Türk-İŞ’e göre açlık ve yoksulluk sınırı diyelim mi? İki dört kişilik ailenin aylık gıda harcaması tutarı (yani açlık sınırı) 20.432 TL. Tertemiz…. Sadece yemek yemek için döst kişilik bir aileye aç kalmaması için gereken para… Hadi gıda dışında da hayatta bazı şeyler var diyelim ve gıda ile birlikte diğer tüm temel harcamalar için haneye girmesi gereken toplam gelir tutarı tutarına yani yoksulluk sınırına bakalım.

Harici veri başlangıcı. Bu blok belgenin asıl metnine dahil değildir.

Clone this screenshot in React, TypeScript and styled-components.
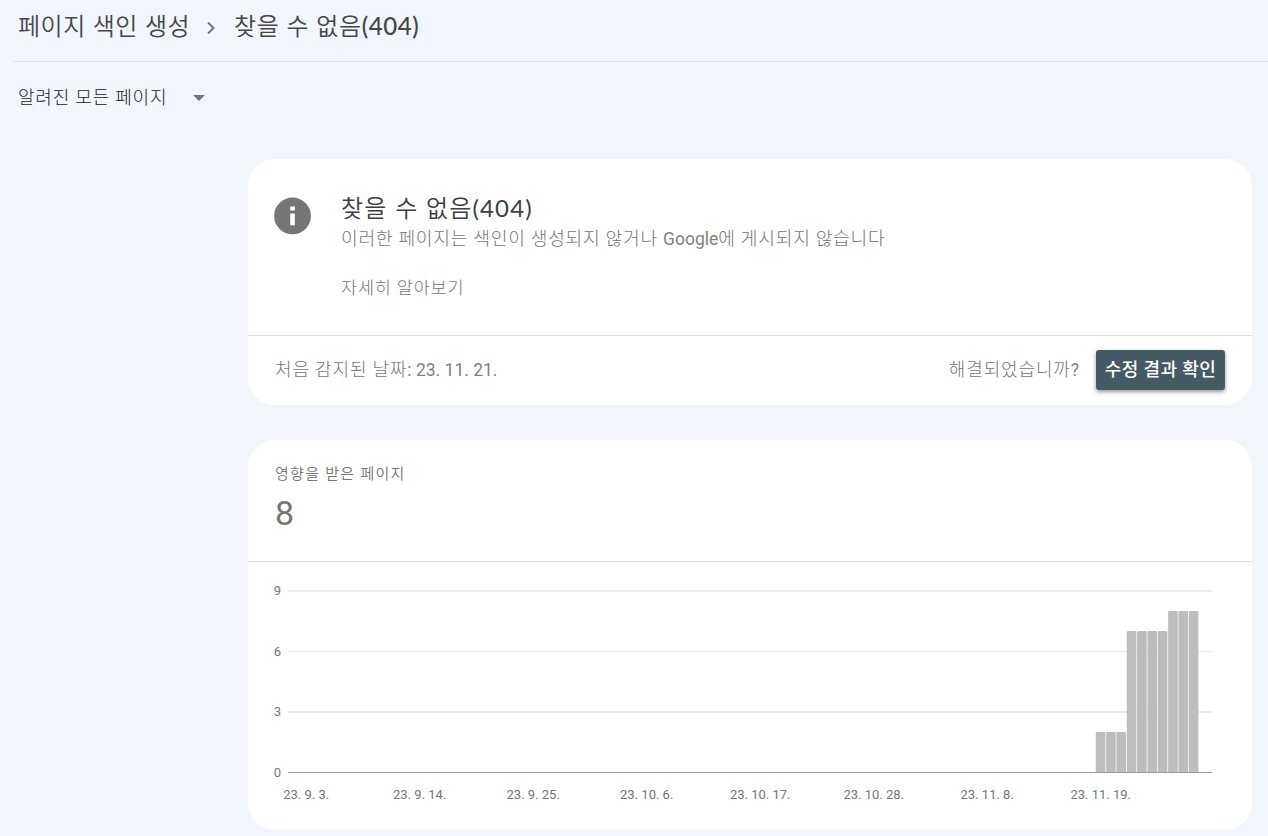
import React from 'react';
import styled, { createGlobalStyle } from 'styled-components';

const GlobalStyle = createGlobalStyle`
  * {
    box-sizing: border-box;
  }

  body {
    margin: 0;
    background: #f1f5fd;
    font-family: Roboto, 'Noto Sans CJK KR', sans-serif;
    color: #757575;
    overflow: hidden;
  }
`;

const Page = styled.div`
  height: 836px;
  overflow: hidden;
`;

const Header = styled.header`
  display: flex;
  align-items: center;
  height: 62px;
  margin-left: 13px;
  padding: 0 0 10px 5px;
  border-bottom: 1px solid #e0e2e6;
`;

const Crumb = styled.span<{ $current?: boolean }>`
  font-family: Lato, 'Noto Sans CJK KR', sans-serif;
  font-size: 24px;
  line-height: 36px;
  letter-spacing: ${props => (props.$current ? '0.6px' : '0.5px')};
  white-space: nowrap;
  color: #444746;
  font-weight: 350;
`;

const CrumbNumber = styled.span`
  font-weight: 500;
`;

const Chevron = styled.svg`
  margin: 4px 18px 0 16px;
`;

const Filter = styled.div`
  display: flex;
  align-items: center;
  height: 70px;
  padding-left: 18px;
`;

const FilterLabel = styled.span`
  margin-top: 1px;
  font-size: 18px;
  line-height: 26px;
  font-weight: 300;
  letter-spacing: 0.8px;
  color: #202124;
`;

const Caret = styled.svg`
  margin: 2px 0 0 26px;
`;

const Content = styled.main`
  display: flex;
  flex-direction: column;
  gap: 35px;
  width: 1004px;
  margin: 27px 0 0 248px;
`;

const Card = styled.section`
  background: #fff;
  border-radius: 27px;
  overflow: hidden;
`;

const Summary = styled.div`
  display: flex;
  height: 177px;
  padding: 32px 26px 0;
  border-bottom: 1px solid #e0e0e0;
`;

const InfoIcon = styled.svg`
  margin-top: 6px;
  margin-right: 30px;
`;

const Title = styled.h1`
  margin: 0;
  font-family: Lato, 'Noto Sans CJK KR', sans-serif;
  font-size: 24px;
  line-height: 34px;
  font-weight: 350;
  letter-spacing: 1.15px;
  color: #3c4043;
`;

const TitleNumber = styled.span`
  font-weight: 400;
`;

const Description = styled.p`
  margin: 0;
  font-size: 18.2px;
  line-height: 28px;
  font-weight: 300;
  letter-spacing: 0.7px;
`;

const Latin = styled.span`
  font-size: 17.5px;
  font-weight: 400;
  letter-spacing: 0;
  color: #808080;
`;

const LearnMore = styled.a`
  display: block;
  margin-top: 21px;
  font-size: 17.5px;
  line-height: 28px;
  font-weight: 300;
  letter-spacing: 0.8px;
`;

const StatusBar = styled.div`
  display: flex;
  align-items: center;
  height: 69px;
  padding: 0 27px 2px;
`;

const StatusText = styled.span`
  font-size: 18px;
  line-height: 28px;
  font-weight: 300;
  letter-spacing: 0.85px;
`;

const Question = styled(StatusText)`
  margin-left: auto;
  margin-right: 17px;
`;

const ValidateButton = styled.button`
  width: 129px;
  height: 40px;
  padding: 0;
  border: none;
  border-radius: 3px;
  background: #455a64;
  box-shadow: 0 2px 4px rgba(0, 0, 0, 0.4);
  color: #fff;
  font-family: Roboto, 'Noto Sans CJK KR', sans-serif;
  font-size: 18px;
  font-weight: 500;
  line-height: 38px;
  letter-spacing: 0.4px;
  white-space: nowrap;
`;

const Metric = styled.div`
  height: 122px;
  padding: 22px 27px 0;
  border-bottom: 1px solid #e0e0e0;
`;

const MetricLabel = styled.div`
  font-size: 15px;
  line-height: 24px;
  font-weight: 350;
  letter-spacing: 1.3px;
`;

const MetricValue = styled.div`
  margin-top: 6px;
  font-size: 34px;
  line-height: 42px;
`;

const ChartSvg = styled.svg`
  display: block;
`;

const AxisText = styled.text`
  font-family: Roboto, sans-serif;
  font-size: 13px;
  fill: #757575;
`;

const BASELINE = 210.5;
const UNIT = 20.2;

const gridLines = [
  { value: 9, y: 28, height: 2 },
  { value: 6, y: 89, height: 1 },
  { value: 3, y: 149, height: 2 },
];
const dates = ['23. 9. 3.', '23. 9. 14.', '23. 9. 25.', '23. 10. 6.', '23. 10. 17.', '23. 10. 28.', '23. 11. 8.', '23. 11. 19.'];
const pages = [2, 2, 2, 7, 7, 7, 7, 8, 8, 8];

const PagesChart: React.FC = () => (
  <ChartSvg width="1004" height="268" viewBox="0 0 1004 268">
    {gridLines.map(line => (
      <g key={line.value}>
        <rect x="40" y={line.y} width="924" height={line.height} fill="#ebebeb" />
        <AxisText x="33" y={line.y + 5} textAnchor="end">{line.value}</AxisText>
      </g>
    ))}
    {pages.map((count, index) => (
      <rect
        key={index}
        x={847.8 + index * 10.33}
        y={BASELINE - count * UNIT}
        width="9.6"
        height={count * UNIT}
        rx="1.2"
        fill="#bdbdbd"
      />
    ))}
    <rect x="40" y="210" width="924" height="1" fill="#999" />
    <AxisText x="33" y="215" textAnchor="end">0</AxisText>
    {dates.map((date, index) => (
      <AxisText key={date} x={58.2 + index * 113.5} y="237" textAnchor="middle">{date}</AxisText>
    ))}
  </ChartSvg>
);

const App: React.FC = () => {
  return (
    <Page>
      <GlobalStyle />
      <Header>
        <Crumb>페이지 색인 생성</Crumb>
        <Chevron width="10" height="14" viewBox="0 0 10 14" fill="none" stroke="#757575" strokeWidth="2">
          <path d="M2 1.5L7.5 7L2 12.5" />
        </Chevron>
        <Crumb $current>
          찾을 수 없음<CrumbNumber>(404)</CrumbNumber>
        </Crumb>
      </Header>
      <Filter>
        <FilterLabel>알려진 모든 페이지</FilterLabel>
        <Caret width="12" height="6" viewBox="0 0 12 6">
          <path d="M0 0H12L6 6Z" fill="#757575" />
        </Caret>
      </Filter>

      <Content>
        <Card>
          <Summary>
            <InfoIcon width="37" height="38" viewBox="0 0 37 38">
              <circle cx="18.5" cy="18.9" r="18.4" fill="#757575" />
              <path d="M16.2 9.6h4.6v3.8h-4.6zM16.2 16.6h4.6v11.6h-4.6z" fill="#fff" />
            </InfoIcon>
            <div>
              <Title>
                찾을 수 없음<TitleNumber>(404)</TitleNumber>
              </Title>
              <Description>
                이러한 페이지는 색인이 생성되지 않거나 <Latin>Google</Latin>에 게시되지 않습니다
              </Description>
              <LearnMore>자세히 알아보기</LearnMore>
            </div>
          </Summary>
          <StatusBar>
            <StatusText>
              처음 감지된 날짜<Latin>: 23. 11. 21.</Latin>
            </StatusText>
            <Question>
              해결되었습니까<Latin>?</Latin>
            </Question>
            <ValidateButton>수정 결과 확인</ValidateButton>
          </StatusBar>
        </Card>

        <Card>
          <Metric>
            <MetricLabel>영향을 받은 페이지</MetricLabel>
            <MetricValue>8</MetricValue>
          </Metric>
          <PagesChart />
        </Card>
      </Content>
    </Page>
  );
};

export default App;
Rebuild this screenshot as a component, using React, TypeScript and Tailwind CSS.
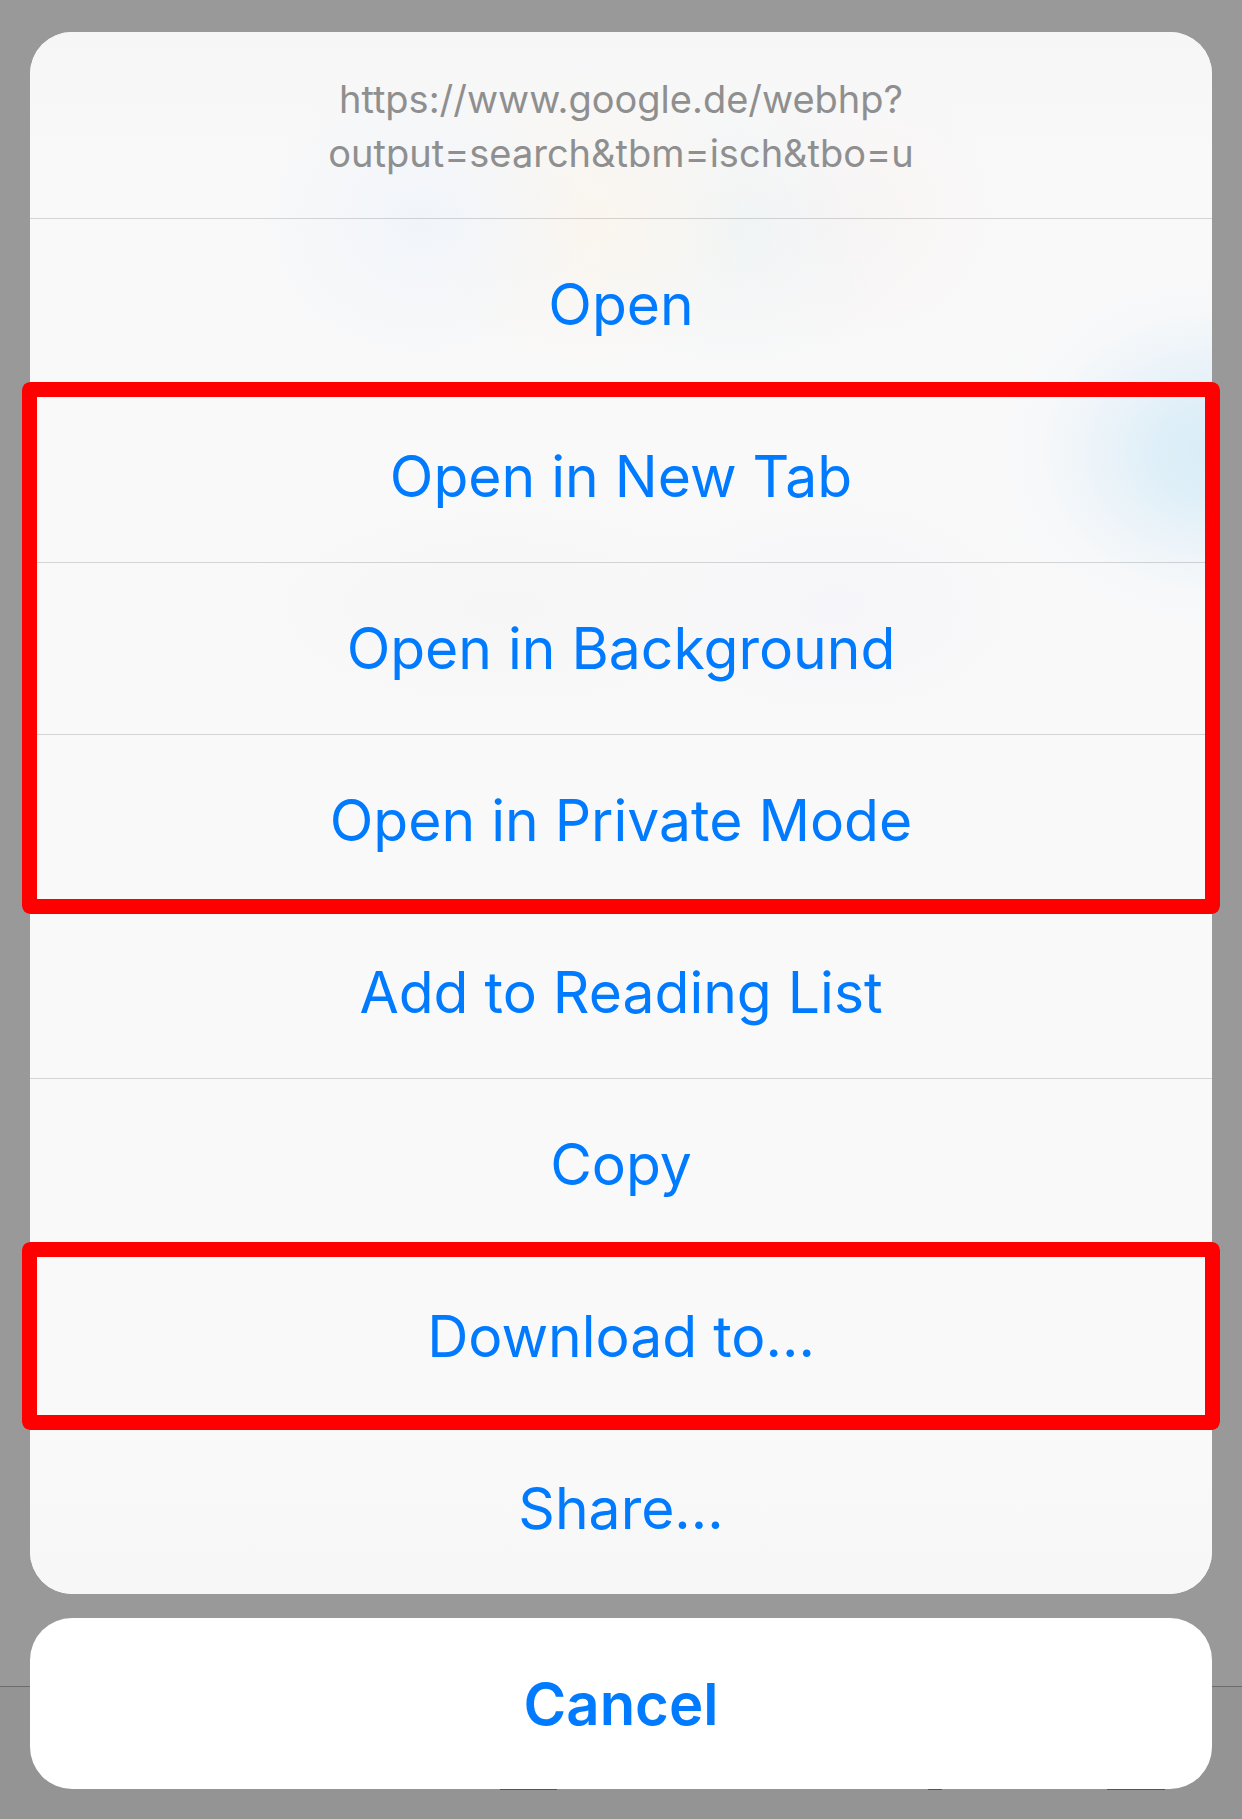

Hoppacık o da 66.553 TL… Hadi yine iyisiniz ülkenin %50’sinden fazlası yoksul. O yüzden yoksulluk, açlık filan çekerken kendinizi yabancı hissetmeyeceksiniz. Herkes fakir diye düşünürseniz, biraz da seneye kadar sabrederseniz ve kerif gibi yıllardır sizlere söylenen yalanlara kanmaya devam ederseniz, seneye daha da fakirleşebilirsiniz. Ama üzülmeyin, sizin gibi keriz seçmen bulmak da kolay değil. Şükürler olsun, bizim de sınandığımız şey bu. Kimi ülkeler akılsız yöneticilerle, kimi akılsız yöneticiler de hakkını aramayan halklarla sınanırmış. Kimi aileler Maybach’larla dolaşırken kimi aileler marketten çöpe atılmış sebze meyvenin peşinden koşarmış. Vallahi biz sizi yönetenler olacak çok zor durumdayız. Hep sizin daha da fakir olduğunuzu görüp, üzülüyoruz ama koltuklarımızdaki ısıtma teknolojisi sayesinde zerre önemsemiyoruz.
∗∗∗
Durun bir saniye, şu kullanılmayan havalimanlarının, otoyollarının geçiş garanti miktarlarını biraz daha artıralım da cebimize yedi sülalemize yetecek kadar paramız yokmuşcasına daha çok para girsin. Gariban, fukara, fakir dünyanın her yerinde var. Şükretmeyi öğrenmeniz lazım. Yoksa böyle yaşayamazsınız. Ha yaşasanız ne olacaaaak, yaşamasanız ne olacak? Değil mi? Bakın iki yıl önce deprem oldu. Ah o deprem, onun yüzünden ekonomimiz battı. Biz yapmadık, deprem yaptı. Yaptı da deprem sonrasında size baktık mı? Yoo. Sizlere çadırları parayla sattık mı? Evet… Sonuçta ihtiyaç sahiplerine çadır sattık. E peki onca insan öldü, bir yetkili istifa etti mi? Yooo. Ne gerek var. Hala konteynırlarda yaşayan aziz milletimize selam olsun. En azından hayattasınız. Ama çok da şey etmeyin, bu sene aile yılı. Pırıl pırıl bir yıl olacak. Sizi kandırmak çok keyifli ya. Her şeye inanıyorsunuz. Yarın sabah kapınızda bir külçe altın bulamazsanız, bir sonraki gün bulacaksınız. Yeter ki şükredin, biz de konvoylarımızda rahat edelim.